The news here is that Russian arms and technicians are flooding into Lagos – how true this is I really don’t know. Because that USA has declared itself neutral, the federal government has taken this as support for “Biafra,” and there is a lot of anti-Americanism in the papers and on the radio. In fact, a USAID smallpox vaccination team working in Sokoto province has been accused of being spies for the Ibos. All pretty ridiculous, but it still gives me an uncomfortable feeling.
September 1, 1967
Kano airport is still closed. I’ve heard that fifteen more MiG jets are still to come in and be assembled. I’ve also heard that Russians are openly seen in Kano dressed in tunics with red stars. It would be kind of exciting if some came up to Sokoto. The Nigerian Air Force has started training at the Sokoto Airport with two small single-engine planes. They started flying over the town yesterday, making dives and low passes. I heard some of the people in town really panicked, thinking it was Johnny “Kamikaze” Brown and the famous Biafran B-26 making a bombing run over Sokoto. From the news it appears that the Federal Troops are regaining the offensive, at least slowly. Things are normal in Sokoto.
September 16, 1967
There was a new group of volunteers due to arrive in Nigeria last week. After being held up for two weeks in Amsterdam at the request of Yakubu Gowon, the Supreme Commander of the Federal Government, Peace Corps was asked to hold them another two weeks. Peace Corps refused and sent them packing back to the States. The fall training program was also cancelled, which means there will be no new volunteers for Nigeria for at least six months. The remaining British volunteers (GVSO’s) were pulled out of the country this week. There were three in Sokoto. The incoming Canadian volunteers (CVSO’s) were diverted to Ghana.

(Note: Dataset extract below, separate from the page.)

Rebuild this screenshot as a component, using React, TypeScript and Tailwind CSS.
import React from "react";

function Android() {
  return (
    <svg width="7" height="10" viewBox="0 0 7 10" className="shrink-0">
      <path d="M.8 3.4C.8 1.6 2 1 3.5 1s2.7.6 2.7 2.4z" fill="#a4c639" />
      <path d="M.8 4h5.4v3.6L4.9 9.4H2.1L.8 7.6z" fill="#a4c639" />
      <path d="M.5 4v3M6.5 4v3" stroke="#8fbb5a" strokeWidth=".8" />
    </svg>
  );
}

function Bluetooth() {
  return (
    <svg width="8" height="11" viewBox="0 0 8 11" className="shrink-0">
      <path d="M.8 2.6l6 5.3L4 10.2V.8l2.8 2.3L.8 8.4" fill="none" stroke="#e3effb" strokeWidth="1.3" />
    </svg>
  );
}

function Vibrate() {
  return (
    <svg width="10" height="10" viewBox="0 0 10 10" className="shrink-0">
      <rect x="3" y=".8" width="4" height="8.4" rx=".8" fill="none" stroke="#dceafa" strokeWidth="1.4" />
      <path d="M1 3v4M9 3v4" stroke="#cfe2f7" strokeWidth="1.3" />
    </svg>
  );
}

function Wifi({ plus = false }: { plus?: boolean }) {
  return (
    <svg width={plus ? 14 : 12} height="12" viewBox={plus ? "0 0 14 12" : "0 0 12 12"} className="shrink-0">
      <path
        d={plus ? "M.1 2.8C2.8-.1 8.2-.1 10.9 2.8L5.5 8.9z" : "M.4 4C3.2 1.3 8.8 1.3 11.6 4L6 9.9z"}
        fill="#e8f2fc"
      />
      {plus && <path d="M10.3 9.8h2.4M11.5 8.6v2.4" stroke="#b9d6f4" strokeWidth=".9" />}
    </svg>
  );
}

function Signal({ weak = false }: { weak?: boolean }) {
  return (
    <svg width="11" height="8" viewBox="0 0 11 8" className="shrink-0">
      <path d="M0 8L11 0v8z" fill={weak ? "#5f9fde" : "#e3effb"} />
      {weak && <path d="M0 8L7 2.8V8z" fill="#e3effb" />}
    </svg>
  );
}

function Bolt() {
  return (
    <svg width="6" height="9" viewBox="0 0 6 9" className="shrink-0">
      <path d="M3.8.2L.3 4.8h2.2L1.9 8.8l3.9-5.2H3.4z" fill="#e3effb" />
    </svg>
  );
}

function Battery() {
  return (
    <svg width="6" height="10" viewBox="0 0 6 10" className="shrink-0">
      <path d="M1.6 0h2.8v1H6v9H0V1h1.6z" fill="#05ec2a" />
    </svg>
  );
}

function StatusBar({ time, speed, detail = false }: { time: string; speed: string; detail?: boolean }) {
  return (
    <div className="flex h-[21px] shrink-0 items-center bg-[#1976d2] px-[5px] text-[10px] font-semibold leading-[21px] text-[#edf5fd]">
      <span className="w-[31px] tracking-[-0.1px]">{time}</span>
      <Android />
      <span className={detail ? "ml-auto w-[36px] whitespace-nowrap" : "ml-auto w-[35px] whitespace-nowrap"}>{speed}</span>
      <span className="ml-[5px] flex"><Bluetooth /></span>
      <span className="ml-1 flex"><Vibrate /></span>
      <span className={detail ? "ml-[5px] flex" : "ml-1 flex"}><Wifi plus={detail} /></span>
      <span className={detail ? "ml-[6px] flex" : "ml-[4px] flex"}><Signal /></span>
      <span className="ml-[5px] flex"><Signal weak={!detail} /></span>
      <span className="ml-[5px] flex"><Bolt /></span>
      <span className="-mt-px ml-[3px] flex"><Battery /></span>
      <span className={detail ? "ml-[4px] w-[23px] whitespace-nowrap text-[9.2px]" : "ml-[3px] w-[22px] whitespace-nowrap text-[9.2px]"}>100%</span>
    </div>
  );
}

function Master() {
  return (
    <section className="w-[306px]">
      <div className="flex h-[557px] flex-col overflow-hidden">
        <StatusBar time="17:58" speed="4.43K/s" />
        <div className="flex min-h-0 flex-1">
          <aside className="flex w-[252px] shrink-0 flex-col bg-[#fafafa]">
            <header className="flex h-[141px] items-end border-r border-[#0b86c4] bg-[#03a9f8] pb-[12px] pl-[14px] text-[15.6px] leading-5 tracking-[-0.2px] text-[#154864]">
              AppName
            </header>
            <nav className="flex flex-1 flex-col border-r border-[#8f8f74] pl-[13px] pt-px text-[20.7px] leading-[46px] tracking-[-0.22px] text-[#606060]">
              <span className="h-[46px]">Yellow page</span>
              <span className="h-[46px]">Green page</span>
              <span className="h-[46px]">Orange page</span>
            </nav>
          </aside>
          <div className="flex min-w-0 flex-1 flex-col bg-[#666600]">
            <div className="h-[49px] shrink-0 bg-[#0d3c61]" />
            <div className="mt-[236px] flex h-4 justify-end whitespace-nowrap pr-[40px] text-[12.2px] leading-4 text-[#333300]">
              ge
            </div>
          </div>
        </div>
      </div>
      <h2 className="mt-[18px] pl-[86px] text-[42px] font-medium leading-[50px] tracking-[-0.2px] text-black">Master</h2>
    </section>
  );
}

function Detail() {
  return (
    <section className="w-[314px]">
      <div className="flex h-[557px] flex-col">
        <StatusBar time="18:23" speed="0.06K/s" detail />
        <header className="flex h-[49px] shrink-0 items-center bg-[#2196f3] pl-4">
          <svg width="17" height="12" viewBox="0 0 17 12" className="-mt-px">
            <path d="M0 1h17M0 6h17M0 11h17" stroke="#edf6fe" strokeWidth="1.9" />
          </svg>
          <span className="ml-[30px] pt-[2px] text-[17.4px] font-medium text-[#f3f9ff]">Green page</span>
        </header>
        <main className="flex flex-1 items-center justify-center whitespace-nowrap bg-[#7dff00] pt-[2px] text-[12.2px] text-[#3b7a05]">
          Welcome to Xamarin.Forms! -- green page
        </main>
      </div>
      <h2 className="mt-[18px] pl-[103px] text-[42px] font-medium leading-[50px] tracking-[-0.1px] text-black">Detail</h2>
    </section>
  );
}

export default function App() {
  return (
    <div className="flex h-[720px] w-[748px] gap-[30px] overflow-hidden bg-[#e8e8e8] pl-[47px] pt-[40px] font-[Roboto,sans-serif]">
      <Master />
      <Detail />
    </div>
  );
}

This leaves ten PCV’s and three CVSO’s in Sokoto.
The latest news in the papers is that the US government is supporting the rebel regime in Biafra by sending American Negro mercenaries. This was reported by Tass. Since a good part of American Negroes are Eastern Nigerian in origin, it was a piece of very clever propaganda by the Soviets. The anti-Americanism has stopped in the papers, but only, I’ve heard, at the request of Gowon. I’ve also heard that the Federal Ministries in Lagos are still seething with anti-US sentiments.
Peace Corps is now lame duck in Nigeria. It may be the beginning of the end. All is quiet in Sokoto.
The war has been lost for the rebel Biafrans. With the fall of Benin City and the Mid-West Region, and last week, the capture of Enugu, the capital of Biafra, it’s only a matter of time before the rebellion collapses. Who knows, by the time you get this letter, the war may be all over. It’s hard to tell from Sokoto that there is still a war going on. Except for the roadblock about a mile down the road from school that is still up and the collection this week at school for the “Troop Comfort Fund,” everything is very normal. There is a steady supply of petrol coming in, and lorries are running regularly.
November 2, 1967
You know something? Of the thirteen teachers at our school, I’ve been at the school longer than all but two of them!! Yes, it’s true. There’s been that much turnover. It hardly makes for continuity, does it? By the time I leave, I may be “senior” on the staff.
January 3, 1968
It looks more and more like Peace Corps is being phased out in Nigeria. Peace Corps/Lagos won’t admit it, but it seems the Federal Military Government just doesn’t want Peace Corps anymore.
March 6, 1968
I made my plane reservation to leave Nigeria – the 28th of March from Kano.
Saturday, March 23, 1968
I’m leaving Sokoto on Monday morning. I’ve got a ride to Kaduna, where I have to pick up my money and ticket. I’m going to Kano from there. I should be in Europe by the evening of the 28th.
Well, that’s all from Sokoto. I’ll write from Europe.